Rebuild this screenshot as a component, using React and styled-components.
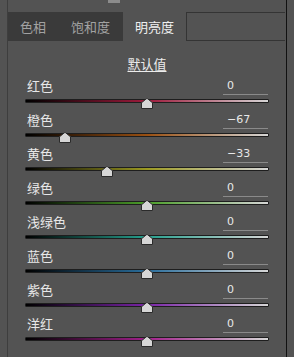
import React from "react";
import styled, { createGlobalStyle } from "styled-components";

const Global = createGlobalStyle`
  html, body { margin: 0; padding: 0; background: #535353; }
  body { font-family: "Noto Sans CJK SC", "Noto Sans", sans-serif; }
`;

const Screen = styled.div`
  width: 294px;
  height: 357px;
  padding-left: 7px;
  box-sizing: border-box;
  background: #535353;
  overflow: hidden;
`;

const Panel = styled.div`
  width: 280px;
  height: 357px;
  box-sizing: border-box;
  border-left: 1px solid #3e3e3e;
  border-right: 1px solid #111;
  background: #535353;
`;

const TopStrip = styled.div`
  height: 12px;
`;

const Nub = styled.div`
  margin-left: 100px;
  width: 12px;
  height: 3px;
  background: #8c8c8c;
`;

const TabBar = styled.div`
  display: flex;
  height: 29px;
`;

const Tab = styled.div`
  width: ${(p) => p.$w}px;
  flex: none;
  display: flex;
  align-items: center;
  justify-content: center;
  font-size: 13px;
  background: ${(p) => (p.$active ? "transparent" : "#3a3a3a")};
  color: ${(p) => (p.$active ? "#f0f0f0" : "#a2a2a2")};
`;

const TabFill = styled.div`
  flex: 1;
  box-sizing: border-box;
  border-top: 1px solid #343434;
  border-bottom: 1px solid #343434;
  border-left: 1px solid #343434;
  margin-right: 1px;
`;

const TitleBlock = styled.div`
  height: 37px;
  box-sizing: border-box;
  padding-top: 9px;
  text-align: center;
`;

const Title = styled.span`
  font-size: 13px;
  line-height: 16px;
  color: #ececec;
  text-decoration: underline;
  text-underline-offset: 2px;
  margin-left: 0px;
`;

const Row = styled.div`
  height: 34px;
`;

const Header = styled.div`
  display: flex;
  justify-content: space-between;
  align-items: flex-start;
  height: 18px;
  padding: 0 18px 0 19px;
`;

const Label = styled.span`
  font-size: 13px;
  line-height: 16px;
  color: #e8e8e8;
`;

const Value = styled.div`
  width: 45px;
  height: 17px;
  box-sizing: content-box;
  border-bottom: 1px solid #8a8a8a;
  padding-left: 4px;
  box-sizing: border-box;
  font-family: "DejaVu Sans", "Liberation Sans", sans-serif;
  font-size: 11px;
  line-height: 16px;
  color: #e8e8e8;
`;

const TrackWrap = styled.div`
  position: relative;
  margin: 3px 0 0 17px;
  width: 244px;
  height: 4px;
`;

const Track = styled.div`
  width: 100%;
  height: 4px;
  box-sizing: border-box;
  border: 1px solid #1e1e1e;
  border-radius: 1px;
  background: linear-gradient(to right, #000 0%, ${(p) => p.$c} 50%, #d6d6d6 100%);
`;

const ThumbSvg = styled.svg`
  position: absolute;
  top: -1px;
  width: 12px;
  height: 11px;
`;

const Thumb = ({ pct }) => (
  <ThumbSvg viewBox="0 0 12 11" style={{ left: `${pct * 244 - 6}px` }}>
    <path
      d="M0.5 10.5 V4.8 L5.3 0.8 Q6 0.3 6.7 0.8 L11.5 4.8 V10.5 Z"
      fill="#d6d6d6"
      stroke="#2a2a2a"
      strokeWidth="1"
    />
  </ThumbSvg>
);

const rows = [
  { label: "红色", value: 0, color: "#9e1b3c" },
  { label: "橙色", value: -67, color: "#9a5012" },
  { label: "黄色", value: -33, color: "#9c9a22" },
  { label: "绿色", value: 0, color: "#4c9e2a" },
  { label: "浅绿色", value: 0, color: "#26a08e" },
  { label: "蓝色", value: 0, color: "#2a6e9c" },
  { label: "紫色", value: 0, color: "#7a24a8" },
  { label: "洋红", value: 0, color: "#a2208c" },
];

const fmt = (v) => (v < 0 ? `\u2212${-v}` : `${v}`);

export default function App() {
  return (
    <>
      <Global />
      <Screen>
        <Panel>
          <TopStrip>
            <Nub />
          </TopStrip>
          <TabBar>
            <Tab $w={50}>色相</Tab>
            <Tab $w={65}>饱和度</Tab>
            <Tab $w={63} $active>
              明亮度
            </Tab>
            <TabFill />
          </TabBar>
          <TitleBlock>
            <Title>默认值</Title>
          </TitleBlock>
          {rows.map((r) => (
            <Row key={r.label}>
              <Header>
                <Label>{r.label}</Label>
                <Value>{fmt(r.value)}</Value>
              </Header>
              <TrackWrap>
                <Track $c={r.color} />
                <Thumb pct={(r.value + 100) / 200} />
              </TrackWrap>
            </Row>
          ))}
        </Panel>
      </Screen>
    </>
  );
}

What the task asks ::
Reproduce the material in full, word for word, and omit the pictures.

Finished exercise ::
Rebuild this screenshot as a component, using React and styled-components.
import React from "react";
import styled, { createGlobalStyle } from "styled-components";

const Global = createGlobalStyle`
  html, body { margin: 0; padding: 0; background: #535353; }
  body { font-family: "Noto Sans CJK SC", "Noto Sans", sans-serif; }
`;

const Screen = styled.div`
  width: 294px;
  height: 357px;
  padding-left: 7px;
  box-sizing: border-box;
  background: #535353;
  overflow: hidden;
`;

const Panel = styled.div`
  width: 280px;
  height: 357px;
  box-sizing: border-box;
  border-left: 1px solid #3e3e3e;
  border-right: 1px solid #111;
  background: #535353;
`;

const TopStrip = styled.div`
  height: 12px;
`;

const Nub = styled.div`
  margin-left: 100px;
  width: 12px;
  height: 3px;
  background: #8c8c8c;
`;

const TabBar = styled.div`
  display: flex;
  height: 29px;
`;

const Tab = styled.div`
  width: ${(p) => p.$w}px;
  flex: none;
  display: flex;
  align-items: center;
  justify-content: center;
  font-size: 13px;
  background: ${(p) => (p.$active ? "transparent" : "#3a3a3a")};
  color: ${(p) => (p.$active ? "#f0f0f0" : "#a2a2a2")};
`;

const TabFill = styled.div`
  flex: 1;
  box-sizing: border-box;
  border-top: 1px solid #343434;
  border-bottom: 1px solid #343434;
  border-left: 1px solid #343434;
  margin-right: 1px;
`;

const TitleBlock = styled.div`
  height: 37px;
  box-sizing: border-box;
  padding-top: 9px;
  text-align: center;
`;

const Title = styled.span`
  font-size: 13px;
  line-height: 16px;
  color: #ececec;
  text-decoration: underline;
  text-underline-offset: 2px;
  margin-left: 0px;
`;

const Row = styled.div`
  height: 34px;
`;

const Header = styled.div`
  display: flex;
  justify-content: space-between;
  align-items: flex-start;
  height: 18px;
  padding: 0 18px 0 19px;
`;

const Label = styled.span`
  font-size: 13px;
  line-height: 16px;
  color: #e8e8e8;
`;

const Value = styled.div`
  width: 45px;
  height: 17px;
  box-sizing: content-box;
  border-bottom: 1px solid #8a8a8a;
  padding-left: 4px;
  box-sizing: border-box;
  font-family: "DejaVu Sans", "Liberation Sans", sans-serif;
  font-size: 11px;
  line-height: 16px;
  color: #e8e8e8;
`;

const TrackWrap = styled.div`
  position: relative;
  margin: 3px 0 0 17px;
  width: 244px;
  height: 4px;
`;

const Track = styled.div`
  width: 100%;
  height: 4px;
  box-sizing: border-box;
  border: 1px solid #1e1e1e;
  border-radius: 1px;
  background: linear-gradient(to right, #000 0%, ${(p) => p.$c} 50%, #d6d6d6 100%);
`;

const ThumbSvg = styled.svg`
  position: absolute;
  top: -1px;
  width: 12px;
  height: 11px;
`;

const Thumb = ({ pct }) => (
  <ThumbSvg viewBox="0 0 12 11" style={{ left: `${pct * 244 - 6}px` }}>
    <path
      d="M0.5 10.5 V4.8 L5.3 0.8 Q6 0.3 6.7 0.8 L11.5 4.8 V10.5 Z"
      fill="#d6d6d6"
      stroke="#2a2a2a"
      strokeWidth="1"
    />
  </ThumbSvg>
);

const rows = [
  { label: "红色", value: 0, color: "#9e1b3c" },
  { label: "橙色", value: -67, color: "#9a5012" },
  { label: "黄色", value: -33, color: "#9c9a22" },
  { label: "绿色", value: 0, color: "#4c9e2a" },
  { label: "浅绿色", value: 0, color: "#26a08e" },
  { label: "蓝色", value: 0, color: "#2a6e9c" },
  { label: "紫色", value: 0, color: "#7a24a8" },
  { label: "洋红", value: 0, color: "#a2208c" },
];

const fmt = (v) => (v < 0 ? `\u2212${-v}` : `${v}`);

export default function App() {
  return (
    <>
      <Global />
      <Screen>
        <Panel>
          <TopStrip>
            <Nub />
          </TopStrip>
          <TabBar>
            <Tab $w={50}>色相</Tab>
            <Tab $w={65}>饱和度</Tab>
            <Tab $w={63} $active>
              明亮度
            </Tab>
            <TabFill />
          </TabBar>
          <TitleBlock>
            <Title>默认值</Title>
          </TitleBlock>
          {rows.map((r) => (
            <Row key={r.label}>
              <Header>
                <Label>{r.label}</Label>
                <Value>{fmt(r.value)}</Value>
              </Header>
              <TrackWrap>
                <Track $c={r.color} />
                <Thumb pct={(r.value + 100) / 200} />
              </TrackWrap>
            </Row>
          ))}
        </Panel>
      </Screen>
    </>
  );
}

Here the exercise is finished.